People with the condition have a host of problems, including short stature, small heads, seizures and low muscle mass, said researchers who published their findings Friday in the journal Nature Medicine.

“We were struck by how common this disorder was” compared to other rare diseases linked to a single gene, said Ernest Turro of the Icahn School of Medicine at Mount Sinai, lead author of the study.


Syndromes like these can go unnoticed because the traits are sometimes so subtle that doctors can’t recognize them just by looking at patients, said Dr. Charles Billington, a pediatric geneticist at the University of Minnesota who has not participated in the study.

This microscope image shows the 46 human chromosomes, blue, with telomeres appearing as white dots. Scientists have discovered the genetic cause of a neurodevelopmental disorder they say affects up to one in 20,000 young people. (Hesed Padilla-Nash, Thomas Ried/National Cancer Institute/National Institutes of Health via AP, file)

“So it definitely wasn’t something we necessarily had a name for,” he said. “We are learning more about these syndromes that we only recognize once we see the cause.”

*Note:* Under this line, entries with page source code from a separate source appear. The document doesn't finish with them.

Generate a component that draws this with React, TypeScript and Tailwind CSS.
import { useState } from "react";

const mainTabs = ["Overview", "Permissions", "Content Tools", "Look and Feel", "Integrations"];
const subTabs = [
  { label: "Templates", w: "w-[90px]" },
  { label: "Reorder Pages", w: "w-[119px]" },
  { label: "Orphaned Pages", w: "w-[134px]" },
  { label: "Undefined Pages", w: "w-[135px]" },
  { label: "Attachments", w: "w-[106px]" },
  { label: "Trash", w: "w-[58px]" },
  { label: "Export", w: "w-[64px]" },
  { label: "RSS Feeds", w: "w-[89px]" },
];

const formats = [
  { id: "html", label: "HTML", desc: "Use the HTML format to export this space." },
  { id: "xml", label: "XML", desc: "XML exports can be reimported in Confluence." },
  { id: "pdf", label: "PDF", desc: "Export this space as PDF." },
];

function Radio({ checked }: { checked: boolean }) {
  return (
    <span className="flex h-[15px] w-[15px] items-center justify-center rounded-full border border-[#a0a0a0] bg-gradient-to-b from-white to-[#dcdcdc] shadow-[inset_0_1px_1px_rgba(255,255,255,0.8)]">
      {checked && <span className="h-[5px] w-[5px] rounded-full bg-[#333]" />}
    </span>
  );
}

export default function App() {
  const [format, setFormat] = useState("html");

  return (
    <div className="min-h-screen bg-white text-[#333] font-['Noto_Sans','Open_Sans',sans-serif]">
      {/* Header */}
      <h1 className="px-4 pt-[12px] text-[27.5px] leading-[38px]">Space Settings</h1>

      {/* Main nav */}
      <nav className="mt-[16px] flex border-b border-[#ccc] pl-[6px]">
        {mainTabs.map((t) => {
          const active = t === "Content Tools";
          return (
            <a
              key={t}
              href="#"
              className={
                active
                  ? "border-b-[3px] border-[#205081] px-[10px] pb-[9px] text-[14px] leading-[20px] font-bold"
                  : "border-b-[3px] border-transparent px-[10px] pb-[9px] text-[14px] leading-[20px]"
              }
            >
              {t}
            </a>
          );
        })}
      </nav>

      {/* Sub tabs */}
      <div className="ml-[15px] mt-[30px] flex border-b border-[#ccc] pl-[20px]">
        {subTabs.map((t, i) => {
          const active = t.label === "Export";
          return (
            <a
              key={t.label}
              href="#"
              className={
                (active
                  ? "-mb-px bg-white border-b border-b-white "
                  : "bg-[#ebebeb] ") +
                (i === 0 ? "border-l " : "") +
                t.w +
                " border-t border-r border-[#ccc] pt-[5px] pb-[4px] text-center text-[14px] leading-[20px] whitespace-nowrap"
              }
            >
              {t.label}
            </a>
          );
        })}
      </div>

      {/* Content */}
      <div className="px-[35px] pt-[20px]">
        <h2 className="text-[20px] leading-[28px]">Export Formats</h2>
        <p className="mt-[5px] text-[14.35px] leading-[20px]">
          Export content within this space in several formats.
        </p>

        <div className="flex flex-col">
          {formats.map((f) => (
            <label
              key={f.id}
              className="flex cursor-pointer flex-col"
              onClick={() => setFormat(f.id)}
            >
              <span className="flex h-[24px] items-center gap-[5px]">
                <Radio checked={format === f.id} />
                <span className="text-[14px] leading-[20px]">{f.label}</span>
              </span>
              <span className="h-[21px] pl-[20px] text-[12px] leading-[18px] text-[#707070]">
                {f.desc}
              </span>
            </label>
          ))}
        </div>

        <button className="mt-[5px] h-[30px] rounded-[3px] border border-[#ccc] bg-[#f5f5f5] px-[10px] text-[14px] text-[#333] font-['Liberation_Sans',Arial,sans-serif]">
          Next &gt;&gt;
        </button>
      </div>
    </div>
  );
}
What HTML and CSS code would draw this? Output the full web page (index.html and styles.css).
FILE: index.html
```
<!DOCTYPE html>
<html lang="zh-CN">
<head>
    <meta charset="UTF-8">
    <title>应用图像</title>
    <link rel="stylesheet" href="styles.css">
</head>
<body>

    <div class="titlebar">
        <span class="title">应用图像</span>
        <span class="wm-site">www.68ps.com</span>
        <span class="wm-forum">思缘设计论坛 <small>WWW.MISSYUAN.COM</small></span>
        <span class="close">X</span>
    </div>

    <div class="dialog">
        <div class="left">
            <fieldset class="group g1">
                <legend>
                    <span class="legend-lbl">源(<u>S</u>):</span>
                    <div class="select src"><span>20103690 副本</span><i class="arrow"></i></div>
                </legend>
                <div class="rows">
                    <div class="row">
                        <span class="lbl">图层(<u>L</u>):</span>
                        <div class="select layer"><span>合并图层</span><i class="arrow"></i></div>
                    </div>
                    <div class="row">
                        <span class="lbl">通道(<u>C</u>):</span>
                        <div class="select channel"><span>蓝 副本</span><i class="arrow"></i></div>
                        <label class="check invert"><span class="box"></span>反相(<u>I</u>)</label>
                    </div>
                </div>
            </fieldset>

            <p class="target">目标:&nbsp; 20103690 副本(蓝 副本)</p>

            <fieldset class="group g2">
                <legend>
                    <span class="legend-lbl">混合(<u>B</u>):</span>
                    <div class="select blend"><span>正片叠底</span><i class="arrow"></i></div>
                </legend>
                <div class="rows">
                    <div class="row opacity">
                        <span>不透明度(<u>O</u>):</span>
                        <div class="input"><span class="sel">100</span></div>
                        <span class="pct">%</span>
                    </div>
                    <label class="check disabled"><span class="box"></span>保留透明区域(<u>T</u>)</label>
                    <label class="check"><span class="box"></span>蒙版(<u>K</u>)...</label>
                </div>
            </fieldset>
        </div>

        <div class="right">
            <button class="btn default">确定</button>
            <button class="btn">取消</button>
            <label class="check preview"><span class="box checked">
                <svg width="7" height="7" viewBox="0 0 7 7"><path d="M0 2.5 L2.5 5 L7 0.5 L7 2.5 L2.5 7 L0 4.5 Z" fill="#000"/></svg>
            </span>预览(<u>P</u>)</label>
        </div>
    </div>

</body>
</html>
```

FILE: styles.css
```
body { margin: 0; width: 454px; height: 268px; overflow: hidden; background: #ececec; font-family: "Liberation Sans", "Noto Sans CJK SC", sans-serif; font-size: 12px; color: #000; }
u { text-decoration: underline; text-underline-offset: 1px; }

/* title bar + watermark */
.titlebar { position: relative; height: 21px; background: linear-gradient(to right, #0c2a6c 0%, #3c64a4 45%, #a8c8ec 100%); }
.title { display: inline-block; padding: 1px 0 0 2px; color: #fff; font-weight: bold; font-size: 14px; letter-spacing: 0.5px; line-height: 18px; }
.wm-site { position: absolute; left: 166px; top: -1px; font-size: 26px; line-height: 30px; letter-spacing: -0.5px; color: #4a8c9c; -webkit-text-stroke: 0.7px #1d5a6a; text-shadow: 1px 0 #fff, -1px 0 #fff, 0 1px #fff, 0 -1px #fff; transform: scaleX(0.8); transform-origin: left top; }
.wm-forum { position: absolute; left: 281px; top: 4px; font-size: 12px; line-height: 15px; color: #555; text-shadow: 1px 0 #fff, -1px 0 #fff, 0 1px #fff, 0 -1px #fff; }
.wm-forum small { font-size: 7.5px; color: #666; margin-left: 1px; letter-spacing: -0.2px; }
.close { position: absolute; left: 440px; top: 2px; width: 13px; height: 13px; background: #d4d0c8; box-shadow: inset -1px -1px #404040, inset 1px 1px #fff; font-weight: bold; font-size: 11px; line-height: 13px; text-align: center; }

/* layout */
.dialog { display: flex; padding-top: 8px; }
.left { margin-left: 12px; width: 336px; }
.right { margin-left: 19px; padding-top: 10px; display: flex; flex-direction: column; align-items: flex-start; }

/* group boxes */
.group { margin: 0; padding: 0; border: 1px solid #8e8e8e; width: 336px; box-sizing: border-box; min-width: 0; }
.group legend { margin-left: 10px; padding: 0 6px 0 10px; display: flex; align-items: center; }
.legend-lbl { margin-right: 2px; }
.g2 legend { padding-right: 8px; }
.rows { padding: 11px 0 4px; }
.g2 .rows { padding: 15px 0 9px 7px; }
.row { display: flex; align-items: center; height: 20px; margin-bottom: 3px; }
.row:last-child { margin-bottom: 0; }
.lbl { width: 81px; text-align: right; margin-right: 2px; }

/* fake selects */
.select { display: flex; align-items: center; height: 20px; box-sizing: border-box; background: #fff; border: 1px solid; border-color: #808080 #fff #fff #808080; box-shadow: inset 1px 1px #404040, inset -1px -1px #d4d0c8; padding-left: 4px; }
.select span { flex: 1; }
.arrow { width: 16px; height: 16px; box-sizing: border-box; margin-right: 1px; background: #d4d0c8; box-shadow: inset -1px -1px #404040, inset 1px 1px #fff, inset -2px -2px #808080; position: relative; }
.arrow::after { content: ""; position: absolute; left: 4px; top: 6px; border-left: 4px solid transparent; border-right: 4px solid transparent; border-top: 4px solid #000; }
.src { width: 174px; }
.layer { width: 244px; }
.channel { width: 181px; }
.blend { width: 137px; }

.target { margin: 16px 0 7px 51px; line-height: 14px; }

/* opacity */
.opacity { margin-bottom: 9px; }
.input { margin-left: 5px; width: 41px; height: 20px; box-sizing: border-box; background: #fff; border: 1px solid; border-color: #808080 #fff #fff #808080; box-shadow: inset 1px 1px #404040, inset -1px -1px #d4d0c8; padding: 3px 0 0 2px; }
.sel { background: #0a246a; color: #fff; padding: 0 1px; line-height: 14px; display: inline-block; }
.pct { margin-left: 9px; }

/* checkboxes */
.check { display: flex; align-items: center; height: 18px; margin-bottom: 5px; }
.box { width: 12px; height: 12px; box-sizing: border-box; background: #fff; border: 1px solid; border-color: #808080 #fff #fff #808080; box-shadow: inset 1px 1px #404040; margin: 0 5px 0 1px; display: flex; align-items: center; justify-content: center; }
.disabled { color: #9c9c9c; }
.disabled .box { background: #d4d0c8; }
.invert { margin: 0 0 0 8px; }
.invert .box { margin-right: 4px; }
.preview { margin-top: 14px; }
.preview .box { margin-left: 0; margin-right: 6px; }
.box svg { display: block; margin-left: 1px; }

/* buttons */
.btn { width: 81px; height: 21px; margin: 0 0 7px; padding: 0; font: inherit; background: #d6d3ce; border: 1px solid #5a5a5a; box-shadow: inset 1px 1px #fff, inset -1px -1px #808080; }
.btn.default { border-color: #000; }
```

The researchers said the mutations occurred in a small “non-coding” gene, meaning it does not provide instructions for making proteins. So far, all but nine of the nearly 1,500 genes known to be linked to intellectual disability in general are protein-coding genes. Until now, most large genetic studies have used sequencing technology that typically leaves out genes that don’t code for proteins.

This study used more comprehensive ‘whole genome’ sequencing data from 77,539 people enrolled in the UK’s 100,000 Genomes Project, including 5,529 with intellectual disabilities. The rare mutations researchers found in the gene, called RNU4-2, were strongly associated with the risk of developing intellectual disability.


The discovery “opens the door to diagnostics” for thousands of families, said study author Andrew Mumford, research director of the genomic medicine service at NHS South West England.

More research is needed, Mumford said. How the mutation causes the disease remains unclear and there is no treatment. But Billington said labs should be able to offer testing for this disease relatively quickly. And researchers said families should be able to come together and support each other — and know they’re not alone.

“It can be incredibly comforting,” Mumford said.